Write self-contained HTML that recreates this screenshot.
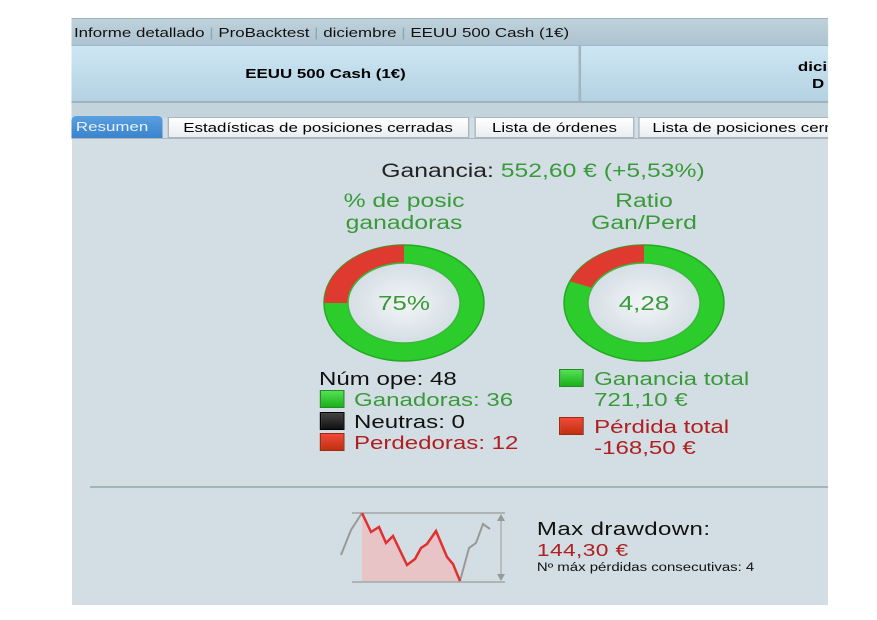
<!DOCTYPE html>
<html><head><meta charset="utf-8"><style>
*{margin:0;padding:0;box-sizing:border-box}
body{width:877px;height:620px;background:#fff;position:relative;overflow:hidden;font-family:"Liberation Sans",sans-serif}
.a{position:absolute}
#w{position:absolute;left:0;top:0;width:675px;height:620px;transform:scaleX(1.3);transform-origin:0 0}
</style></head><body>
<div class="a" style="left:72px;top:18px;width:756px;height:587px;background:#d2dee4"></div>
<div id="w">
<div class="a" style="left:55.4px;top:18px;width:581.6px;height:27px;background:linear-gradient(#bfd2dc,#adc3cf);border-top:1px solid #9fb3be;font-size:13px;color:#111;line-height:27px;padding-left:1.5px;white-space:nowrap">Informe detallado <span style="color:#8aa">|</span> ProBacktest <span style="color:#8aa">|</span> diciembre <span style="color:#8aa">|</span> EEUU 500 Cash (1€)</div>
<div class="a" style="left:55.4px;top:45px;width:581.6px;height:58px;background:linear-gradient(#cde6f3,#b4d2e2);border-top:1px solid #9fb8c6;border-bottom:2px solid #9fb3bf"></div>
<div class="a" style="left:445.4px;top:46px;width:1.5px;height:55px;background:#a3b6c0"></div>
<div class="a" style="left:55.4px;top:66px;width:390px;text-align:center;font-size:13px;font-weight:bold">EEUU 500 Cash (1€)</div>
<div class="a" style="left:613.8px;top:58px;font-size:13px;font-weight:bold;line-height:17px">dici<br>&nbsp;&nbsp;&nbsp;D</div>
<div class="a" style="left:55.4px;top:103px;width:581.6px;height:15px;background:#c4d4dc"></div>
<div class="a" style="left:55.4px;top:116px;width:70px;height:22px;background:linear-gradient(#5aa0e0,#3a82cc);border-radius:4px 4px 0 0;color:#e8f2ff;font-size:13px;line-height:22px;padding-left:3px">Resumen</div>
<div class="a" style="left:128.5px;top:117px;width:232.3px;height:21px;background:linear-gradient(#fff,#e8edf0);border:1px solid #a8b6be;font-size:13px;line-height:20px;text-align:center;white-space:nowrap">Estadísticas de posiciones cerradas</div>
<div class="a" style="left:365.4px;top:117px;width:122.3px;height:21px;background:linear-gradient(#fff,#e8edf0);border:1px solid #a8b6be;font-size:13px;line-height:20px;text-align:center">Lista de órdenes</div>
<div class="a" style="left:490.8px;top:117px;width:146.2px;height:21px;background:linear-gradient(#fff,#e8edf0);border:1px solid #a8b6be;border-right:none;font-size:13px;line-height:20px;padding-left:10px;white-space:nowrap;overflow:hidden">Lista de posiciones cerradas</div>
<div class="a" style="left:55.4px;top:138px;width:581.6px;height:1px;background:#a8b6be"></div>

<div class="a" style="left:267.7px;top:161px;width:300px;text-align:center;font-size:19px;color:#222;white-space:nowrap">Ganancia: <span style="color:#3a9a3a">552,60 € (+5,53%)</span></div>
<div class="a" style="left:230.8px;top:191px;width:160px;text-align:center;font-size:19px;color:#3a9a3a;line-height:22px">% de posic<br>ganadoras</div>
<div class="a" style="left:415.4px;top:191px;width:160px;text-align:center;font-size:19px;color:#3a9a3a;line-height:22px">Ratio<br>Gan/Perd</div>

<div class="a" style="left:245.4px;top:368px;font-size:18.5px;color:#111;line-height:21.5px">Núm ope: 48</div>
<div class="a" style="left:246.2px;top:390px;width:18.5px;height:18px;background:linear-gradient(#55e055,#18b018);border:1px solid #2a8a2a"></div>
<div class="a" style="left:272.3px;top:389px;font-size:18.5px;color:#3a9a3a">Ganadoras: 36</div>
<div class="a" style="left:246.2px;top:412px;width:18.5px;height:18px;background:linear-gradient(#444,#111);border:1px solid #000"></div>
<div class="a" style="left:272.3px;top:411px;font-size:18.5px;color:#111">Neutras: 0</div>
<div class="a" style="left:246.2px;top:433px;width:18.5px;height:18px;background:linear-gradient(#f04a3a,#c03010);border:1px solid #a02a10"></div>
<div class="a" style="left:272.3px;top:432px;font-size:18.5px;color:#b02020">Perdedoras: 12</div>

<div class="a" style="left:430px;top:369px;width:18.5px;height:18px;background:linear-gradient(#55e055,#18b018);border:1px solid #2a8a2a"></div>
<div class="a" style="left:457px;top:368px;font-size:18.5px;color:#3a9a3a;line-height:21px;white-space:nowrap">Ganancia total<br>721,10 €</div>
<div class="a" style="left:430px;top:417px;width:18.5px;height:18px;background:linear-gradient(#f04a3a,#c03010);border:1px solid #a02a10"></div>
<div class="a" style="left:457px;top:416px;font-size:18.5px;color:#b02020;line-height:21px;white-space:nowrap">Pérdida total<br>-168,50 €</div>

<div class="a" style="left:413px;top:518px;font-size:18.5px;color:#111;white-space:nowrap;letter-spacing:0.3px">Max drawdown:</div>
<div class="a" style="left:413px;top:540px;font-size:17.5px;color:#b02020;white-space:nowrap;letter-spacing:0.3px">144,30 €</div>
<div class="a" style="left:413px;top:562px;font-size:11.5px;color:#111;white-space:nowrap">Nº máx pérdidas consecutivas: 4</div>
</div>

<svg class="a" style="left:0;top:0" width="877" height="620">
<defs><radialGradient id="c"><stop offset="0" stop-color="#f3f5f7"/><stop offset="1" stop-color="#d4dee4"/></radialGradient></defs>
<ellipse cx="404" cy="303" rx="80" ry="58" fill="#2ccc2c" stroke="#22aa22" stroke-width="1.5"/>
<path d="M404 303 L404 245 A80 58 0 0 0 324 303Z" fill="#de3a30"/>
<ellipse cx="404" cy="303" rx="56" ry="40" fill="url(#c)" stroke="#3ab83a" stroke-width="1.5"/>
<ellipse cx="644" cy="303" rx="80" ry="58" fill="#2ccc2c" stroke="#22aa22" stroke-width="1.5"/>
<path d="M644 303 L644 245 A80 58 0 0 0 569.8 281.3Z" fill="#de3a30"/>
<ellipse cx="644" cy="303" rx="56" ry="40" fill="url(#c)" stroke="#3ab83a" stroke-width="1.5"/>
<text x="404" y="310" font-size="20" fill="#3a9a3a" text-anchor="middle" font-family="Liberation Sans" transform="translate(404 0) scale(1.3 1) translate(-404 0)">75%</text>
<text x="644" y="310" font-size="20" fill="#3a9a3a" text-anchor="middle" font-family="Liberation Sans" transform="translate(644 0) scale(1.3 1) translate(-644 0)">4,28</text>
<line x1="90" y1="487" x2="828" y2="487" stroke="#8fa8a8" stroke-width="1.5"/>
<line x1="352" y1="513" x2="505" y2="513" stroke="#888"/>
<line x1="352" y1="582" x2="505" y2="582" stroke="#888"/>
<line x1="501" y1="516" x2="501" y2="579" stroke="#999"/>
<path d="M497 521 L501 514 L505 521Z M497 574 L501 581 L505 574Z" fill="#999"/>
<path d="M362 513 L371 532 L379 527 L386 543 L393 536 L407 565 L415 559 L421 548 L427 544 L436 531 L447 557 L453 564 L460 581 L362 581Z" fill="#e8c4c6"/>
<path d="M341 555 L351 530 L362 513" fill="none" stroke="#999" stroke-width="2"/>
<path d="M460 581 L469 548 L476 543 L483 524 L490 529" fill="none" stroke="#999" stroke-width="2"/>
<path d="M362 513 L371 532 L379 527 L386 543 L393 536 L407 565 L415 559 L421 548 L427 544 L436 531 L447 557 L453 564 L460 581" fill="none" stroke="#e03030" stroke-width="2.5"/>
</svg>
</body></html>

= = =

*Your instructions*
Reproduce the material word for word, minus the images.

*Finished answer*
Write self-contained HTML that recreates this screenshot.
<!DOCTYPE html>
<html><head><meta charset="utf-8"><style>
*{margin:0;padding:0;box-sizing:border-box}
body{width:877px;height:620px;background:#fff;position:relative;overflow:hidden;font-family:"Liberation Sans",sans-serif}
.a{position:absolute}
#w{position:absolute;left:0;top:0;width:675px;height:620px;transform:scaleX(1.3);transform-origin:0 0}
</style></head><body>
<div class="a" style="left:72px;top:18px;width:756px;height:587px;background:#d2dee4"></div>
<div id="w">
<div class="a" style="left:55.4px;top:18px;width:581.6px;height:27px;background:linear-gradient(#bfd2dc,#adc3cf);border-top:1px solid #9fb3be;font-size:13px;color:#111;line-height:27px;padding-left:1.5px;white-space:nowrap">Informe detallado <span style="color:#8aa">|</span> ProBacktest <span style="color:#8aa">|</span> diciembre <span style="color:#8aa">|</span> EEUU 500 Cash (1€)</div>
<div class="a" style="left:55.4px;top:45px;width:581.6px;height:58px;background:linear-gradient(#cde6f3,#b4d2e2);border-top:1px solid #9fb8c6;border-bottom:2px solid #9fb3bf"></div>
<div class="a" style="left:445.4px;top:46px;width:1.5px;height:55px;background:#a3b6c0"></div>
<div class="a" style="left:55.4px;top:66px;width:390px;text-align:center;font-size:13px;font-weight:bold">EEUU 500 Cash (1€)</div>
<div class="a" style="left:613.8px;top:58px;font-size:13px;font-weight:bold;line-height:17px">dici<br>&nbsp;&nbsp;&nbsp;D</div>
<div class="a" style="left:55.4px;top:103px;width:581.6px;height:15px;background:#c4d4dc"></div>
<div class="a" style="left:55.4px;top:116px;width:70px;height:22px;background:linear-gradient(#5aa0e0,#3a82cc);border-radius:4px 4px 0 0;color:#e8f2ff;font-size:13px;line-height:22px;padding-left:3px">Resumen</div>
<div class="a" style="left:128.5px;top:117px;width:232.3px;height:21px;background:linear-gradient(#fff,#e8edf0);border:1px solid #a8b6be;font-size:13px;line-height:20px;text-align:center;white-space:nowrap">Estadísticas de posiciones cerradas</div>
<div class="a" style="left:365.4px;top:117px;width:122.3px;height:21px;background:linear-gradient(#fff,#e8edf0);border:1px solid #a8b6be;font-size:13px;line-height:20px;text-align:center">Lista de órdenes</div>
<div class="a" style="left:490.8px;top:117px;width:146.2px;height:21px;background:linear-gradient(#fff,#e8edf0);border:1px solid #a8b6be;border-right:none;font-size:13px;line-height:20px;padding-left:10px;white-space:nowrap;overflow:hidden">Lista de posiciones cerradas</div>
<div class="a" style="left:55.4px;top:138px;width:581.6px;height:1px;background:#a8b6be"></div>

<div class="a" style="left:267.7px;top:161px;width:300px;text-align:center;font-size:19px;color:#222;white-space:nowrap">Ganancia: <span style="color:#3a9a3a">552,60 € (+5,53%)</span></div>
<div class="a" style="left:230.8px;top:191px;width:160px;text-align:center;font-size:19px;color:#3a9a3a;line-height:22px">% de posic<br>ganadoras</div>
<div class="a" style="left:415.4px;top:191px;width:160px;text-align:center;font-size:19px;color:#3a9a3a;line-height:22px">Ratio<br>Gan/Perd</div>

<div class="a" style="left:245.4px;top:368px;font-size:18.5px;color:#111;line-height:21.5px">Núm ope: 48</div>
<div class="a" style="left:246.2px;top:390px;width:18.5px;height:18px;background:linear-gradient(#55e055,#18b018);border:1px solid #2a8a2a"></div>
<div class="a" style="left:272.3px;top:389px;font-size:18.5px;color:#3a9a3a">Ganadoras: 36</div>
<div class="a" style="left:246.2px;top:412px;width:18.5px;height:18px;background:linear-gradient(#444,#111);border:1px solid #000"></div>
<div class="a" style="left:272.3px;top:411px;font-size:18.5px;color:#111">Neutras: 0</div>
<div class="a" style="left:246.2px;top:433px;width:18.5px;height:18px;background:linear-gradient(#f04a3a,#c03010);border:1px solid #a02a10"></div>
<div class="a" style="left:272.3px;top:432px;font-size:18.5px;color:#b02020">Perdedoras: 12</div>

<div class="a" style="left:430px;top:369px;width:18.5px;height:18px;background:linear-gradient(#55e055,#18b018);border:1px solid #2a8a2a"></div>
<div class="a" style="left:457px;top:368px;font-size:18.5px;color:#3a9a3a;line-height:21px;white-space:nowrap">Ganancia total<br>721,10 €</div>
<div class="a" style="left:430px;top:417px;width:18.5px;height:18px;background:linear-gradient(#f04a3a,#c03010);border:1px solid #a02a10"></div>
<div class="a" style="left:457px;top:416px;font-size:18.5px;color:#b02020;line-height:21px;white-space:nowrap">Pérdida total<br>-168,50 €</div>

<div class="a" style="left:413px;top:518px;font-size:18.5px;color:#111;white-space:nowrap;letter-spacing:0.3px">Max drawdown:</div>
<div class="a" style="left:413px;top:540px;font-size:17.5px;color:#b02020;white-space:nowrap;letter-spacing:0.3px">144,30 €</div>
<div class="a" style="left:413px;top:562px;font-size:11.5px;color:#111;white-space:nowrap">Nº máx pérdidas consecutivas: 4</div>
</div>

<svg class="a" style="left:0;top:0" width="877" height="620">
<defs><radialGradient id="c"><stop offset="0" stop-color="#f3f5f7"/><stop offset="1" stop-color="#d4dee4"/></radialGradient></defs>
<ellipse cx="404" cy="303" rx="80" ry="58" fill="#2ccc2c" stroke="#22aa22" stroke-width="1.5"/>
<path d="M404 303 L404 245 A80 58 0 0 0 324 303Z" fill="#de3a30"/>
<ellipse cx="404" cy="303" rx="56" ry="40" fill="url(#c)" stroke="#3ab83a" stroke-width="1.5"/>
<ellipse cx="644" cy="303" rx="80" ry="58" fill="#2ccc2c" stroke="#22aa22" stroke-width="1.5"/>
<path d="M644 303 L644 245 A80 58 0 0 0 569.8 281.3Z" fill="#de3a30"/>
<ellipse cx="644" cy="303" rx="56" ry="40" fill="url(#c)" stroke="#3ab83a" stroke-width="1.5"/>
<text x="404" y="310" font-size="20" fill="#3a9a3a" text-anchor="middle" font-family="Liberation Sans" transform="translate(404 0) scale(1.3 1) translate(-404 0)">75%</text>
<text x="644" y="310" font-size="20" fill="#3a9a3a" text-anchor="middle" font-family="Liberation Sans" transform="translate(644 0) scale(1.3 1) translate(-644 0)">4,28</text>
<line x1="90" y1="487" x2="828" y2="487" stroke="#8fa8a8" stroke-width="1.5"/>
<line x1="352" y1="513" x2="505" y2="513" stroke="#888"/>
<line x1="352" y1="582" x2="505" y2="582" stroke="#888"/>
<line x1="501" y1="516" x2="501" y2="579" stroke="#999"/>
<path d="M497 521 L501 514 L505 521Z M497 574 L501 581 L505 574Z" fill="#999"/>
<path d="M362 513 L371 532 L379 527 L386 543 L393 536 L407 565 L415 559 L421 548 L427 544 L436 531 L447 557 L453 564 L460 581 L362 581Z" fill="#e8c4c6"/>
<path d="M341 555 L351 530 L362 513" fill="none" stroke="#999" stroke-width="2"/>
<path d="M460 581 L469 548 L476 543 L483 524 L490 529" fill="none" stroke="#999" stroke-width="2"/>
<path d="M362 513 L371 532 L379 527 L386 543 L393 536 L407 565 L415 559 L421 548 L427 544 L436 531 L447 557 L453 564 L460 581" fill="none" stroke="#e03030" stroke-width="2.5"/>
</svg>
</body></html>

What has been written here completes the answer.